DIRECTIONS FOR THIS TASK
Copy the data below exactly, omitting any picture it contains.

>> Start

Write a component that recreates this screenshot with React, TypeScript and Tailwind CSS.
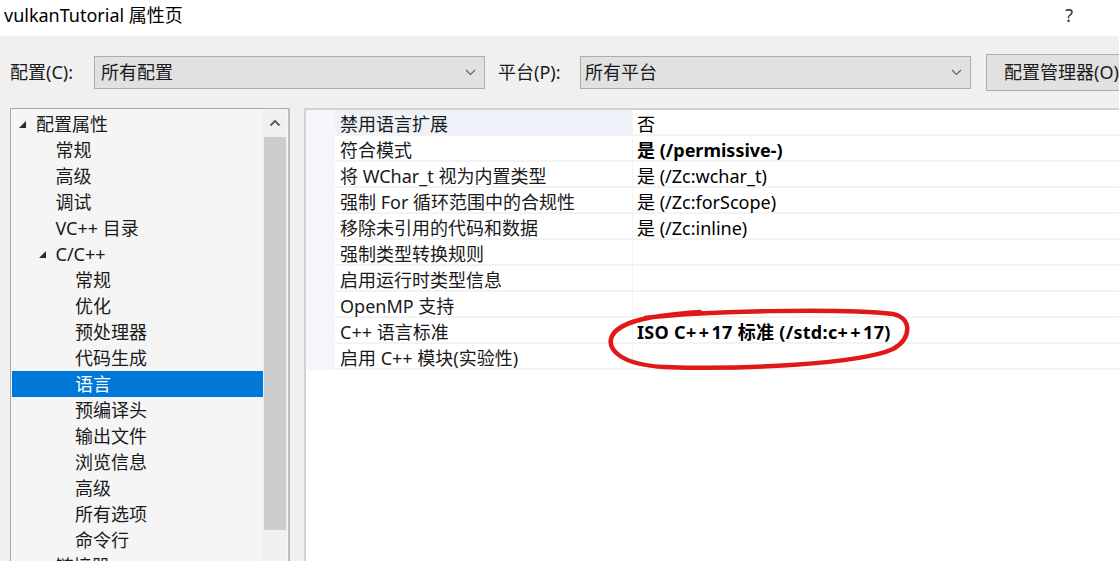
import React from "react";

const FONT = '"Noto Sans", "Noto Sans CJK SC", sans-serif';

const Chevron = () => (
  <svg width="11" height="7" viewBox="0 0 11 7" fill="none">
    <path d="M1 1 L5.5 5.5 L10 1" stroke="#606060" strokeWidth="1.1" />
  </svg>
);

const Tri = () => (
  <svg width="9" height="9" viewBox="0 0 9 9">
    <path d="M8 1 L8 8 L1 8 Z" fill="#2b2b2b" />
  </svg>
);

type TreeItem = { label: string; level: number; expander?: boolean; selected?: boolean };

const tree: TreeItem[] = [
  { label: "配置属性", level: 0, expander: true },
  { label: "常规", level: 1 },
  { label: "高级", level: 1 },
  { label: "调试", level: 1 },
  { label: "VC++ 目录", level: 1 },
  { label: "C/C++", level: 1, expander: true },
  { label: "常规", level: 2 },
  { label: "优化", level: 2 },
  { label: "预处理器", level: 2 },
  { label: "代码生成", level: 2 },
  { label: "语言", level: 2, selected: true },
  { label: "预编译头", level: 2 },
  { label: "输出文件", level: 2 },
  { label: "浏览信息", level: 2 },
  { label: "高级", level: 2 },
  { label: "所有选项", level: 2 },
  { label: "命令行", level: 2 },
  { label: "链接器", level: 1, expander: true },
];

const rows: { name: string; value: string; bold?: boolean }[] = [
  { name: "禁用语言扩展", value: "否" },
  { name: "符合模式", value: "是 (/permissive-)", bold: true },
  { name: "将 WChar_t 视为内置类型", value: "是 (/Zc:wchar_t)" },
  { name: "强制 For 循环范围中的合规性", value: "是 (/Zc:forScope)" },
  { name: "移除未引用的代码和数据", value: "是 (/Zc:inline)" },
  { name: "强制类型转换规则", value: "" },
  { name: "启用运行时类型信息", value: "" },
  { name: "OpenMP 支持", value: "" },
  { name: "C++ 语言标准", value: "ISO C++17 标准 (/std:c++17)", bold: true },
  { name: "启用 C++ 模块(实验性)", value: "" },
];

export default function App() {
  return (
    <div
      className="relative w-[1119px] h-[561px] overflow-hidden bg-[#f0f0f0] text-[18px] text-[#1a1a1a] leading-none"
      style={{ fontFamily: FONT }}
    >
      {/* title bar */}
      <div className="h-[36px] bg-white flex items-center justify-between pl-[4px] pr-[46px] pb-[6px]">
        <span className="text-[18px] text-black">vulkanTutorial 属性页</span>
        <span className="text-[18px] text-[#333]">?</span>
      </div>

      {/* toolbar */}
      <div className="h-[72px] flex items-center">
        <span className="ml-[10px] w-[84px] shrink-0">配置(C):</span>
        <div className="shrink-0 w-[391px] h-[33px] bg-[#e1e1e1] border border-[#adadad] flex items-center justify-between pl-[6px] pr-[8px]">
          <span>所有配置</span>
          <Chevron />
        </div>
        <span className="shrink-0 ml-[13px] w-[82px]">平台(P):</span>
        <div className="shrink-0 w-[391px] h-[33px] bg-[#e1e1e1] border border-[#adadad] flex items-center justify-between pl-[4px] pr-[8px]">
          <span>所有平台</span>
          <Chevron />
        </div>
        <div className="shrink-0 ml-[15px] w-[150px] h-[37px] bg-[#e1e1e1] border border-[#adadad] flex items-center pl-[17px] whitespace-nowrap">
          配置管理器(O)...
        </div>
      </div>

      {/* body */}
      <div className="flex h-[453px]">
        {/* tree panel */}
        <div className="shrink-0 ml-[10px] w-[280px] h-[460px] border-l border-t border-[#a9a9a9] border-r-2 border-r-[#b9bdc4] bg-[#f5f5f5] flex">
          <div className="flex-1 pt-[2px] pl-[1px]">
            {tree.map((t, i) => (
              <div
                key={i}
                className={
                  "h-[26px] flex items-center " +
                  (t.selected ? "bg-[#0078d7] text-white" : "")
                }
                style={{ paddingLeft: 6 + t.level * 19.5 }}
              >
                <span className="w-[18px] flex items-center">{t.expander ? <Tri /> : null}</span>
                <span className="whitespace-nowrap">{t.label}</span>
              </div>
            ))}
          </div>
          <div className="w-[24px] bg-[#f0f0f0] flex flex-col mr-[1px]">
            <div className="h-[28px] flex items-center justify-center">
              <svg width="12" height="8" viewBox="0 0 12 8" fill="none">
                <path d="M1.5 6.5 L6 2 L10.5 6.5" stroke="#606060" strokeWidth="2" />
              </svg>
            </div>
            <div className="h-[393px] bg-[#cdcdcd] mx-[1px]" />
          </div>
        </div>

        {/* property grid */}
        <div className="ml-[14px] flex-1 border-l-2 border-t-2 border-[#d2d2d2] bg-white">
          {rows.map((r, i) => (
            <div key={i} className="h-[26px] flex">
              <div className="w-[29px] bg-[#f4f6fa]" />
              <div
                className={
                  "w-[298px] flex items-center pl-[5px] pt-[3px] border-b-2 border-r border-[#f3f3f3] whitespace-nowrap " +
                  (i === 0 ? "bg-[#eef2f8]" : "")
                }
              >
                {r.name}
              </div>
              <div
                className={
                  "flex-1 flex items-center pl-[4px] pt-[3px] border-b-2 border-[#f3f3f3] whitespace-nowrap text-black " +
                  (r.bold ? "font-bold" : "")
                }
              >
                {r.bold && r.value.startsWith("ISO") ? (
                  <span className="tracking-[0.3px]">
                    ISO C<span className="tracking-[2.5px]">++</span>17 标准 (/std:c<span className="tracking-[2.5px]">++</span>17)
                  </span>
                ) : (
                  r.value
                )}
              </div>
            </div>
          ))}
        </div>
      </div>

      {/* red hand-drawn loop */}
      <svg
        className="absolute left-0 top-0 pointer-events-none"
        width="1119"
        height="561"
        viewBox="0 0 1119 561"
        fill="none"
      >
        <path
          d="M645 318 C 700 311, 840 308, 893 314 C 912 318, 912 338, 893 349 C 860 364, 740 370, 665 367 C 622 365, 606 350, 612 336 C 618 324, 640 316, 700 312"
          stroke="#e01818"
          strokeWidth="4.5"
          strokeLinecap="round"
        />
      </svg>
    </div>
  );
}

>> End

FINISHED ANSWER
Write a component that recreates this screenshot with React, TypeScript and Tailwind CSS.
import React from "react";

const FONT = '"Noto Sans", "Noto Sans CJK SC", sans-serif';

const Chevron = () => (
  <svg width="11" height="7" viewBox="0 0 11 7" fill="none">
    <path d="M1 1 L5.5 5.5 L10 1" stroke="#606060" strokeWidth="1.1" />
  </svg>
);

const Tri = () => (
  <svg width="9" height="9" viewBox="0 0 9 9">
    <path d="M8 1 L8 8 L1 8 Z" fill="#2b2b2b" />
  </svg>
);

type TreeItem = { label: string; level: number; expander?: boolean; selected?: boolean };

const tree: TreeItem[] = [
  { label: "配置属性", level: 0, expander: true },
  { label: "常规", level: 1 },
  { label: "高级", level: 1 },
  { label: "调试", level: 1 },
  { label: "VC++ 目录", level: 1 },
  { label: "C/C++", level: 1, expander: true },
  { label: "常规", level: 2 },
  { label: "优化", level: 2 },
  { label: "预处理器", level: 2 },
  { label: "代码生成", level: 2 },
  { label: "语言", level: 2, selected: true },
  { label: "预编译头", level: 2 },
  { label: "输出文件", level: 2 },
  { label: "浏览信息", level: 2 },
  { label: "高级", level: 2 },
  { label: "所有选项", level: 2 },
  { label: "命令行", level: 2 },
  { label: "链接器", level: 1, expander: true },
];

const rows: { name: string; value: string; bold?: boolean }[] = [
  { name: "禁用语言扩展", value: "否" },
  { name: "符合模式", value: "是 (/permissive-)", bold: true },
  { name: "将 WChar_t 视为内置类型", value: "是 (/Zc:wchar_t)" },
  { name: "强制 For 循环范围中的合规性", value: "是 (/Zc:forScope)" },
  { name: "移除未引用的代码和数据", value: "是 (/Zc:inline)" },
  { name: "强制类型转换规则", value: "" },
  { name: "启用运行时类型信息", value: "" },
  { name: "OpenMP 支持", value: "" },
  { name: "C++ 语言标准", value: "ISO C++17 标准 (/std:c++17)", bold: true },
  { name: "启用 C++ 模块(实验性)", value: "" },
];

export default function App() {
  return (
    <div
      className="relative w-[1119px] h-[561px] overflow-hidden bg-[#f0f0f0] text-[18px] text-[#1a1a1a] leading-none"
      style={{ fontFamily: FONT }}
    >
      {/* title bar */}
      <div className="h-[36px] bg-white flex items-center justify-between pl-[4px] pr-[46px] pb-[6px]">
        <span className="text-[18px] text-black">vulkanTutorial 属性页</span>
        <span className="text-[18px] text-[#333]">?</span>
      </div>

      {/* toolbar */}
      <div className="h-[72px] flex items-center">
        <span className="ml-[10px] w-[84px] shrink-0">配置(C):</span>
        <div className="shrink-0 w-[391px] h-[33px] bg-[#e1e1e1] border border-[#adadad] flex items-center justify-between pl-[6px] pr-[8px]">
          <span>所有配置</span>
          <Chevron />
        </div>
        <span className="shrink-0 ml-[13px] w-[82px]">平台(P):</span>
        <div className="shrink-0 w-[391px] h-[33px] bg-[#e1e1e1] border border-[#adadad] flex items-center justify-between pl-[4px] pr-[8px]">
          <span>所有平台</span>
          <Chevron />
        </div>
        <div className="shrink-0 ml-[15px] w-[150px] h-[37px] bg-[#e1e1e1] border border-[#adadad] flex items-center pl-[17px] whitespace-nowrap">
          配置管理器(O)...
        </div>
      </div>

      {/* body */}
      <div className="flex h-[453px]">
        {/* tree panel */}
        <div className="shrink-0 ml-[10px] w-[280px] h-[460px] border-l border-t border-[#a9a9a9] border-r-2 border-r-[#b9bdc4] bg-[#f5f5f5] flex">
          <div className="flex-1 pt-[2px] pl-[1px]">
            {tree.map((t, i) => (
              <div
                key={i}
                className={
                  "h-[26px] flex items-center " +
                  (t.selected ? "bg-[#0078d7] text-white" : "")
                }
                style={{ paddingLeft: 6 + t.level * 19.5 }}
              >
                <span className="w-[18px] flex items-center">{t.expander ? <Tri /> : null}</span>
                <span className="whitespace-nowrap">{t.label}</span>
              </div>
            ))}
          </div>
          <div className="w-[24px] bg-[#f0f0f0] flex flex-col mr-[1px]">
            <div className="h-[28px] flex items-center justify-center">
              <svg width="12" height="8" viewBox="0 0 12 8" fill="none">
                <path d="M1.5 6.5 L6 2 L10.5 6.5" stroke="#606060" strokeWidth="2" />
              </svg>
            </div>
            <div className="h-[393px] bg-[#cdcdcd] mx-[1px]" />
          </div>
        </div>

        {/* property grid */}
        <div className="ml-[14px] flex-1 border-l-2 border-t-2 border-[#d2d2d2] bg-white">
          {rows.map((r, i) => (
            <div key={i} className="h-[26px] flex">
              <div className="w-[29px] bg-[#f4f6fa]" />
              <div
                className={
                  "w-[298px] flex items-center pl-[5px] pt-[3px] border-b-2 border-r border-[#f3f3f3] whitespace-nowrap " +
                  (i === 0 ? "bg-[#eef2f8]" : "")
                }
              >
                {r.name}
              </div>
              <div
                className={
                  "flex-1 flex items-center pl-[4px] pt-[3px] border-b-2 border-[#f3f3f3] whitespace-nowrap text-black " +
                  (r.bold ? "font-bold" : "")
                }
              >
                {r.bold && r.value.startsWith("ISO") ? (
                  <span className="tracking-[0.3px]">
                    ISO C<span className="tracking-[2.5px]">++</span>17 标准 (/std:c<span className="tracking-[2.5px]">++</span>17)
                  </span>
                ) : (
                  r.value
                )}
              </div>
            </div>
          ))}
        </div>
      </div>

      {/* red hand-drawn loop */}
      <svg
        className="absolute left-0 top-0 pointer-events-none"
        width="1119"
        height="561"
        viewBox="0 0 1119 561"
        fill="none"
      >
        <path
          d="M645 318 C 700 311, 840 308, 893 314 C 912 318, 912 338, 893 349 C 860 364, 740 370, 665 367 C 622 365, 606 350, 612 336 C 618 324, 640 316, 700 312"
          stroke="#e01818"
          strokeWidth="4.5"
          strokeLinecap="round"
        />
      </svg>
    </div>
  );
}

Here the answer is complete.